## START Provided material

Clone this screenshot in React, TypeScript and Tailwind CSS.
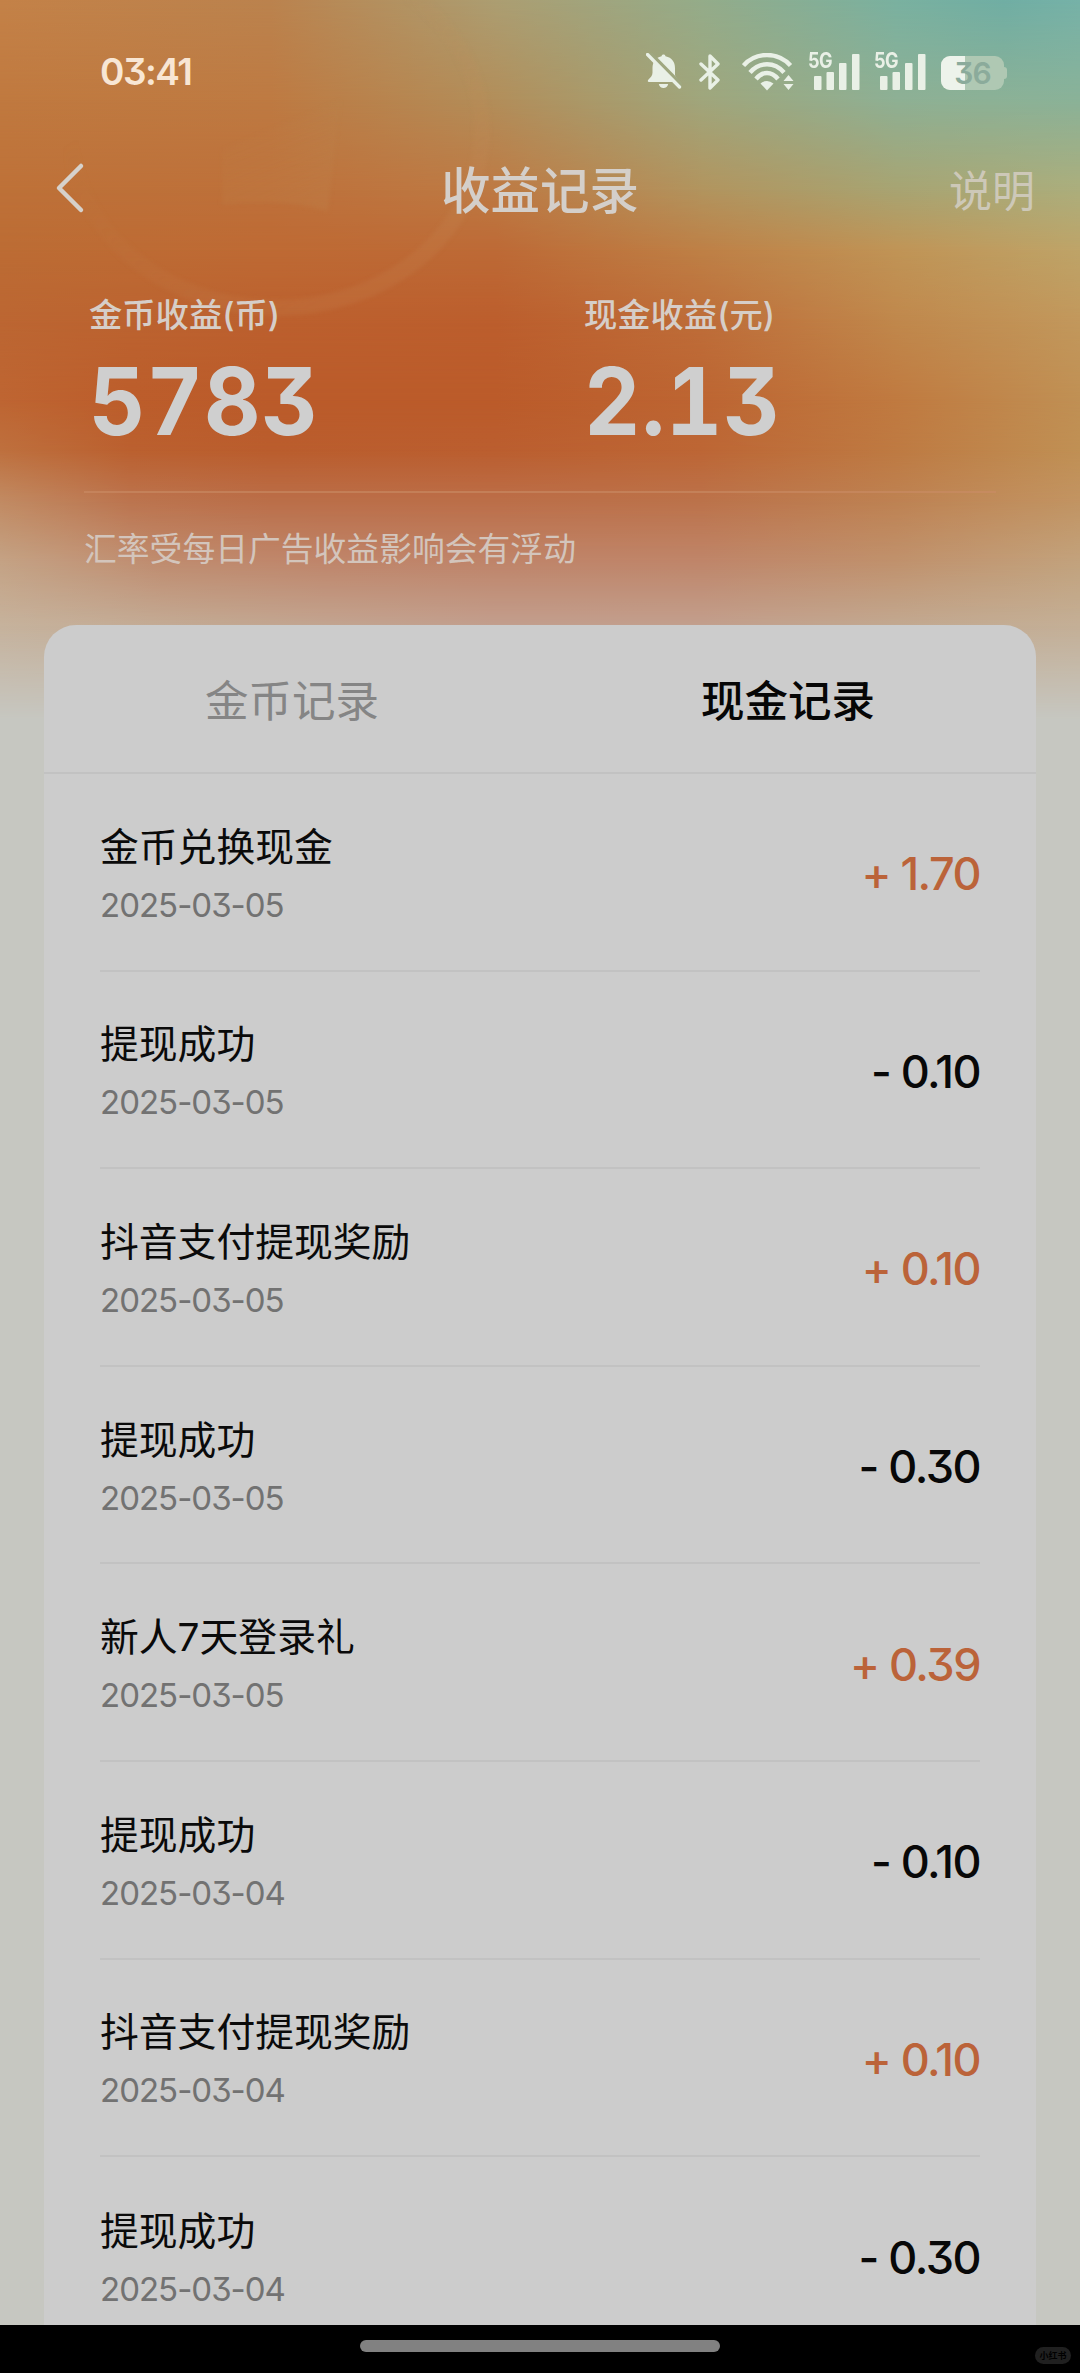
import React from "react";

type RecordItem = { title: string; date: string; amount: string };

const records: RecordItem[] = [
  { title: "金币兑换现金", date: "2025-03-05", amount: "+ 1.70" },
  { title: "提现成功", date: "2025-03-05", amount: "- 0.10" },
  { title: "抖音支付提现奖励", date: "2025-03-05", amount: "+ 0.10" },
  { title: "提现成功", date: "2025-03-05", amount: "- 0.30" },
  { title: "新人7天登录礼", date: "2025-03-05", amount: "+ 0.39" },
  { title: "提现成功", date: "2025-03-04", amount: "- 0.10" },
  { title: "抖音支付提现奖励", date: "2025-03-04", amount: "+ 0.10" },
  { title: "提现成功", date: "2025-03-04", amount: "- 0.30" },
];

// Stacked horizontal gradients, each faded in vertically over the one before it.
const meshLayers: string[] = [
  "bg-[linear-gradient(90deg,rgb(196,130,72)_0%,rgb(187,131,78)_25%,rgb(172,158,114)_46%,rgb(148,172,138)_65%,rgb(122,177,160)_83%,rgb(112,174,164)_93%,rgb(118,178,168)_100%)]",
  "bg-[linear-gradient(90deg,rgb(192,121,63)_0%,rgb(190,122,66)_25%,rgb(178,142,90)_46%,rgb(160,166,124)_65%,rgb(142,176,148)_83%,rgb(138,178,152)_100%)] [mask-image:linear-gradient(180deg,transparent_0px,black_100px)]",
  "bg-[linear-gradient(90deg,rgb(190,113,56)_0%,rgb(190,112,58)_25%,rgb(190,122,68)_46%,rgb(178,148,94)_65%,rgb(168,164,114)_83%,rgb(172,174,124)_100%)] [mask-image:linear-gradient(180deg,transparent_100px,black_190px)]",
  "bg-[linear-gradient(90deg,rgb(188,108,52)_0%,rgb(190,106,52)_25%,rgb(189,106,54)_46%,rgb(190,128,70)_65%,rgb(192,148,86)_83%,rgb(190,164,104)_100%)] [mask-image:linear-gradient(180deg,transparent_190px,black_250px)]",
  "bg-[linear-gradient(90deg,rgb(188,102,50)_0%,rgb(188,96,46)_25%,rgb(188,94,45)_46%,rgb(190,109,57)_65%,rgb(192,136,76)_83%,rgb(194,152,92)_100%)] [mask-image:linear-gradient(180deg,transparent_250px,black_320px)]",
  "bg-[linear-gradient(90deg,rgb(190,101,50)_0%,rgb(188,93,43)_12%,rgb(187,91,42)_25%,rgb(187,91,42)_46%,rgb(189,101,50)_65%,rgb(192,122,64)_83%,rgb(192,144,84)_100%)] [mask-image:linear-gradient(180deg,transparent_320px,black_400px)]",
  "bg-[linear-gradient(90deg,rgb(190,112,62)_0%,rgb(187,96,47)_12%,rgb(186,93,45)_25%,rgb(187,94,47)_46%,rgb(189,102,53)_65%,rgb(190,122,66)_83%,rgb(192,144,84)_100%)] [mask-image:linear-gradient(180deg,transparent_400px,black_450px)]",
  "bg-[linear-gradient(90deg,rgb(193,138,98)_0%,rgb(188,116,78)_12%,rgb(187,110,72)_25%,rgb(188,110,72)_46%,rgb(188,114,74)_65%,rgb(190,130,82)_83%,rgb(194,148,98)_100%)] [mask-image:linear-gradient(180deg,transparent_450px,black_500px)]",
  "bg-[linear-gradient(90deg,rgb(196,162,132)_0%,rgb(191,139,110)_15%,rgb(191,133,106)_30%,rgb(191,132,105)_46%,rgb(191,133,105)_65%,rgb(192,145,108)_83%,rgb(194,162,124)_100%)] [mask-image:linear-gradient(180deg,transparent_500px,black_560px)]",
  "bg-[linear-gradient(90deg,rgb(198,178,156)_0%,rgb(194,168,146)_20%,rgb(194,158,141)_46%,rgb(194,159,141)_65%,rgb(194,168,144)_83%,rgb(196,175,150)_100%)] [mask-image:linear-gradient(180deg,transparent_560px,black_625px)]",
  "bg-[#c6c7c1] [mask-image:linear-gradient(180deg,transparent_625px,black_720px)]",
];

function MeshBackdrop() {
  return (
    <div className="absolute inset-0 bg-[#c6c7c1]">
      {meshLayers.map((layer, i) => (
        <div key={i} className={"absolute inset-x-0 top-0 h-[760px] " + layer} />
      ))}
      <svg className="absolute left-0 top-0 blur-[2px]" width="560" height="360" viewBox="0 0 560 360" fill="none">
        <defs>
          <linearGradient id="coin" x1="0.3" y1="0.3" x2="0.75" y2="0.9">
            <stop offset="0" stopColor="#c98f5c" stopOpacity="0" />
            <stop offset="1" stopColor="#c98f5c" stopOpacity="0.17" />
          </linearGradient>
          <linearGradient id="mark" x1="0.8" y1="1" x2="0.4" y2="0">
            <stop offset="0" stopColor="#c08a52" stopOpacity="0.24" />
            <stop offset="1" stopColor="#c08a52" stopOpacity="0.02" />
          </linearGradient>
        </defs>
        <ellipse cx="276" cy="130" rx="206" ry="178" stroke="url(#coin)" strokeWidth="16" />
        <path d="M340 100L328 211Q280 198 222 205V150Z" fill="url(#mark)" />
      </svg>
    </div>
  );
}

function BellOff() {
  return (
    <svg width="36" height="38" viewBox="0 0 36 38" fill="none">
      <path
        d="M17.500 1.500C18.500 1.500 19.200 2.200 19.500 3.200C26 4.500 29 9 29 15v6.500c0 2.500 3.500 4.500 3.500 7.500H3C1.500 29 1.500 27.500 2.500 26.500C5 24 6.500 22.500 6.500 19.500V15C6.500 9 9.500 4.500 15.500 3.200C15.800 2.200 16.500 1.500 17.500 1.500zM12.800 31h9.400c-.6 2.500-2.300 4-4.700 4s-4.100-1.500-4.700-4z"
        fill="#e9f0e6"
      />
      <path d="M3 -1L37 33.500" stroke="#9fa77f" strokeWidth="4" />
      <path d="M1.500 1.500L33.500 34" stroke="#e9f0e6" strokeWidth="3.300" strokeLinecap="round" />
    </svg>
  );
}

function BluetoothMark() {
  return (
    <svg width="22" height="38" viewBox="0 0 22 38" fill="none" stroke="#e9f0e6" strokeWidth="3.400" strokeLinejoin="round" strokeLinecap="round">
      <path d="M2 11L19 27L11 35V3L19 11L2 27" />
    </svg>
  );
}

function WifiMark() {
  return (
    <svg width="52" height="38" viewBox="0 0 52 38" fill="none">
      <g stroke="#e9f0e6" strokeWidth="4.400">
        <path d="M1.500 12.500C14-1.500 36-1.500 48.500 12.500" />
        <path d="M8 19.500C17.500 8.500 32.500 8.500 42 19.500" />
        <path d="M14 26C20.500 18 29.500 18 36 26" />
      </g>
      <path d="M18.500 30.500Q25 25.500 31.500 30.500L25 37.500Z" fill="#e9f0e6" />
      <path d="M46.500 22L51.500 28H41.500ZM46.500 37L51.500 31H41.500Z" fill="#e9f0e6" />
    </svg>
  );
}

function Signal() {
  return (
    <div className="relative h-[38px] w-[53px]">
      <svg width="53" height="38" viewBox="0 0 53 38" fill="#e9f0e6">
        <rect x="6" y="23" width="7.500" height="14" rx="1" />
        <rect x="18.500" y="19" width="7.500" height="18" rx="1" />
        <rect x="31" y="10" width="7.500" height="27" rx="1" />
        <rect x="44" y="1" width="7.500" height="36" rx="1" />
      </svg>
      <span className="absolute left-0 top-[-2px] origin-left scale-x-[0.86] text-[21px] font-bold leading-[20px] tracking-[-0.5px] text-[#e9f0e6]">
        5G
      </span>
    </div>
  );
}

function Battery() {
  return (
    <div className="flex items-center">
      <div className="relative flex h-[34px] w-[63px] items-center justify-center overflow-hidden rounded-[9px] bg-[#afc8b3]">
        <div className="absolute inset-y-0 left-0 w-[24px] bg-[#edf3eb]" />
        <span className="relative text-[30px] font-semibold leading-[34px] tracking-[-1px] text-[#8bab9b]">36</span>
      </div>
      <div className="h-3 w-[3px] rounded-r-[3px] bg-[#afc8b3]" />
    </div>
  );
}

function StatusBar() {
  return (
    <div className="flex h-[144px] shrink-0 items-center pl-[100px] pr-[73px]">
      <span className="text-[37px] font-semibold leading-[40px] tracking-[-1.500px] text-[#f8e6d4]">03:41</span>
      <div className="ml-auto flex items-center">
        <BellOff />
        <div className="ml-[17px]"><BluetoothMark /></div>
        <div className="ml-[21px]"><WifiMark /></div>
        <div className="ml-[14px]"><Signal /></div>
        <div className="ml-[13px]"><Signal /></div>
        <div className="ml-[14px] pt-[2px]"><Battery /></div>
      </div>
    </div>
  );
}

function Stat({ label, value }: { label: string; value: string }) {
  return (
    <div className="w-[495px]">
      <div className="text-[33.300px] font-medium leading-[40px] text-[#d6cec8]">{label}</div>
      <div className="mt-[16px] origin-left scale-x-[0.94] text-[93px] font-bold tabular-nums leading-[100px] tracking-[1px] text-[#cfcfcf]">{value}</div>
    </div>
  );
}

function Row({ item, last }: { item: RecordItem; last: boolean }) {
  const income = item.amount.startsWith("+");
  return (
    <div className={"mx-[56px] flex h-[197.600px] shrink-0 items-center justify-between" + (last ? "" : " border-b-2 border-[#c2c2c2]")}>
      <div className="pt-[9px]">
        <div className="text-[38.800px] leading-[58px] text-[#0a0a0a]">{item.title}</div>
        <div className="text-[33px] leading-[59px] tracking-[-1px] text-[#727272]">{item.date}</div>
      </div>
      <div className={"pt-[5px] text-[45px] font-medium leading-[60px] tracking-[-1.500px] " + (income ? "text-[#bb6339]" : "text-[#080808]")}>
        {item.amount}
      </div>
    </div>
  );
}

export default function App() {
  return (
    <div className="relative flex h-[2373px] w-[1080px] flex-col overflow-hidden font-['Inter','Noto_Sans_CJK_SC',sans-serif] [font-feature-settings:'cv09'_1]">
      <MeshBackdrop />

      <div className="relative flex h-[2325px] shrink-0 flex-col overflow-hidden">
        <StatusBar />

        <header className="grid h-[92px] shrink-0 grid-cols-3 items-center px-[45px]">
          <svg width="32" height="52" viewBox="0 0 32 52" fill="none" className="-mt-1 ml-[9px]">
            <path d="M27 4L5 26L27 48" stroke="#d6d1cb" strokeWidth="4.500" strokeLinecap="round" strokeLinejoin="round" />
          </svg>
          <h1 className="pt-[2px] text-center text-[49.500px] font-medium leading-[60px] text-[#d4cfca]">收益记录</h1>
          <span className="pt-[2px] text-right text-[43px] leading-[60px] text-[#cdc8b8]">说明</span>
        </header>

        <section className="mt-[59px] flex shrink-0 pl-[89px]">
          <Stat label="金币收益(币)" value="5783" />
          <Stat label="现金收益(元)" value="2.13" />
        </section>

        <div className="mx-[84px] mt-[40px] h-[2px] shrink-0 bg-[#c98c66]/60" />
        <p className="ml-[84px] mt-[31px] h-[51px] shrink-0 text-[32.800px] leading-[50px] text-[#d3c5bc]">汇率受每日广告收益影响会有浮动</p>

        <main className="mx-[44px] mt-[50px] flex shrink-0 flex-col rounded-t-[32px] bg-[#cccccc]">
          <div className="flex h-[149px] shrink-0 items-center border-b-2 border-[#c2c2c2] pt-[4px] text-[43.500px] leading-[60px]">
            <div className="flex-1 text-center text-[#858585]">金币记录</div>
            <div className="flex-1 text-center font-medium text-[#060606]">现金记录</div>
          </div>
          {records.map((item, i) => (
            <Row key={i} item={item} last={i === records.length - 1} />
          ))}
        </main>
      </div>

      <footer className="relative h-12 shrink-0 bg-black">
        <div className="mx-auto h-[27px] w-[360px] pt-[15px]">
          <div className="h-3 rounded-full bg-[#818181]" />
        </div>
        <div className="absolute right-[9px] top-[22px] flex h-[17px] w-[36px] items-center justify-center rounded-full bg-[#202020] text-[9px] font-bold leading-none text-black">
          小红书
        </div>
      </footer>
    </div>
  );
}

## END Provided material

• _Directions_: Restate only the lines running from the start of the material above through the line containing "string; date: string;", ends included. No pictures.

• _Exercise output_:
Clone this screenshot in React, TypeScript and Tailwind CSS.
import React from "react";

type RecordItem = { title: string; date: string; amount: string };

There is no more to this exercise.